32 V.S.A. § 4461(a) speaks of an appeal (to superior court) by "[a] taxpayer or the selectmen of a town aggrieved by a decision of the board of civil authority." (Emphasis added.) The Town would have us hold that the failure of the board, or the clerk, to follow required statutory procedures, as discussed at length infra, is not a "decision" that can be put into question by notice of appeal. It urges suit to recover taxes paid under protest as appellants' only remedy. See Devoid v. Town of Middlebury, 134 Vt. 69, 350 A.2d 349 (1975). Devoid impliedly approves such procedure, but does not make it exclusive. In addition, the Town argues that only questions of valuation and equalization may be tried de novo before the superior court, because 32 V.S.A. § 4467 imposes that limitation. We disagree. Another portion of § 4461(a) goes on to state:
An appeal to the director [then commissioner] shall be commenced by filing a notice of appeal setting forth briefly the grounds upon which the appeal is based, and, if it relates to the appraisal of real or personal property, a brief description of the property and its location. (Emphasis added.)
This language would be anomalous indeed if an appeal under § 4461 were to be construed as restricted solely to the question of valuation. Further, § 4461(b), when it speaks of a similar appeal by the town agent, refers to an appeal from any "action" of the board of civil authority. Absent any clear reason to do so, we should not construe words to have a different meaning than their plain and ordinary one. Grenafege v. Department of Employment Security, 134 Vt. 288, 290, 357 A.2d 118, 120 (1976). In this statute, "decision" and "action" seem to have similar import. The Town cites Monti v. Town of Northfield, 135 Vt. 97, 369 A.2d 1373 (1977), to buttress its contention, but that case does not do so. It merely holds that procedural defects before the board of civil authority are immaterial where the only issue on appeal, tried de novo, is valuation.
We turn, therefore, to the order appealed from, which concluded that there had been substantial compliance with the procedural requirements delineated in 32 V.S.A. § 4404(c). The Town's first argument is that these procedures are not mandatory, despite use of the word "shall." The rule it asserts is that "shall" is mandatory only when necessary to give effect to legislative intent. Whatever the force of that argument as it relates to procedures required to be taken by the town clerk, it cannot apply to procedures required to be taken by the board itself. An express sanction is provided for the situation "if the board does not carry out the requirements of this subsection." In that case, the grand list of the appellant for that year is to remain unchanged from the previous year. An express sanction is not consistent with any interpretation except that the procedures outlined are mandatory.
Those procedures required to be taken by the board under § 4404(c) are: (1) Meeting at the time and place designated; (2) Hearing and determining all appeals; (3) Inspection of properties by committee, with report back; (4) Certification in writing of the board's findings in the premises; (5) Filing of that certification with the clerk. From the findings below, procedures 1, 2, and 3 were evidently complied with. The only possible compliance with procedures 4 and 5 rests upon a document entitled "Findings of Fact," prepared by the town clerk from her notes of the meeting. It describes the property involved, the motion made and the result of the vote. It is unsigned, either by the clerk or any member of the board. It was not reviewed by the board or by any member of the board. It is not in affidavit form; it does not purport to be formal, official, authoritative or attested; it contains no allusion whatever to certification. It has no language indicating status as an official record.
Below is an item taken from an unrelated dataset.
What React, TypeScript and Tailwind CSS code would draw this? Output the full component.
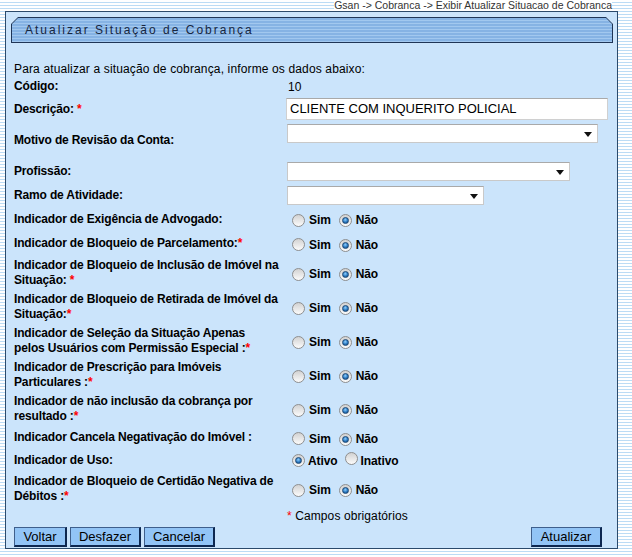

Additionally, the document in question was not recorded, but was merely placed in a manila envelope. Appellants received notice of the board's decision by certified mail.
We are strongly of the view that the document in question does not constitute "findings" within any commonly accepted meaning. It is at best a bare statement of result, without any stated reason. Fair market value is not even referred to. It does not meet the underlying purpose of indicating to the parties, and to an appellate court, what was decided and upon what considerations. New England Power Co. v. Town of Barnet, 134 Vt. 498, 503, 367 A.2d 1363, 1366 (1976); Wells v. Village of Orleans, Inc., 132 Vt. 216, 221, 315 A.2d 463, 466 (1974). And even if it were a finding, it was not prepared by the board, but by the clerk. Unreviewed by the board or by any member thereof, and unsigned, it does not purport to meet any definition of certification. And it was not filed with the clerk by the board, but with the clerk by herself. The 4th and 5th requirements we outlined above were not complied with in any particular.
We confine our holding to the failure of the board of civil authority to follow the procedures mandated by § 4404(c). The sanction contained in that subsection seems to be applicable only to failures by the board, and not by other officials. We cannot agree with the trial court that there was substantial compliance with the mandates of the statute, and that no prejudice resulted when the "intent" of the Town was communicated to the appellants. If the requirement of findings has any meaning, it is to convey not only a result, but also an indication of how the result was arrived at. Had the document in question been fully executed and signed, which it clearly was not, it would still not have met that test. If the sanction imposed, as the Town argues, is too severe, that fact is a matter for legislative concern. We can only say that, in our view, the Legislature meant for an appealing taxpayer to get reasons, as well as a result, when a board of civil authority rules against him, with an alternative of former tax valuation, for one year only, where that requirement is not met. And, as appellants point out, that same information is of value to other taxpayers as well as to themselves. Neighborly concern often extends to tax comparisons. A public policy is involved, as well as issues of prejudice to the individual.
Judgment vacated, and cause remanded for determination of 1972 grand list of the properties in question, and for entry of order establishing those valuations as the grand list for 1973 only for those properties of the appellants in the Town of Chittenden.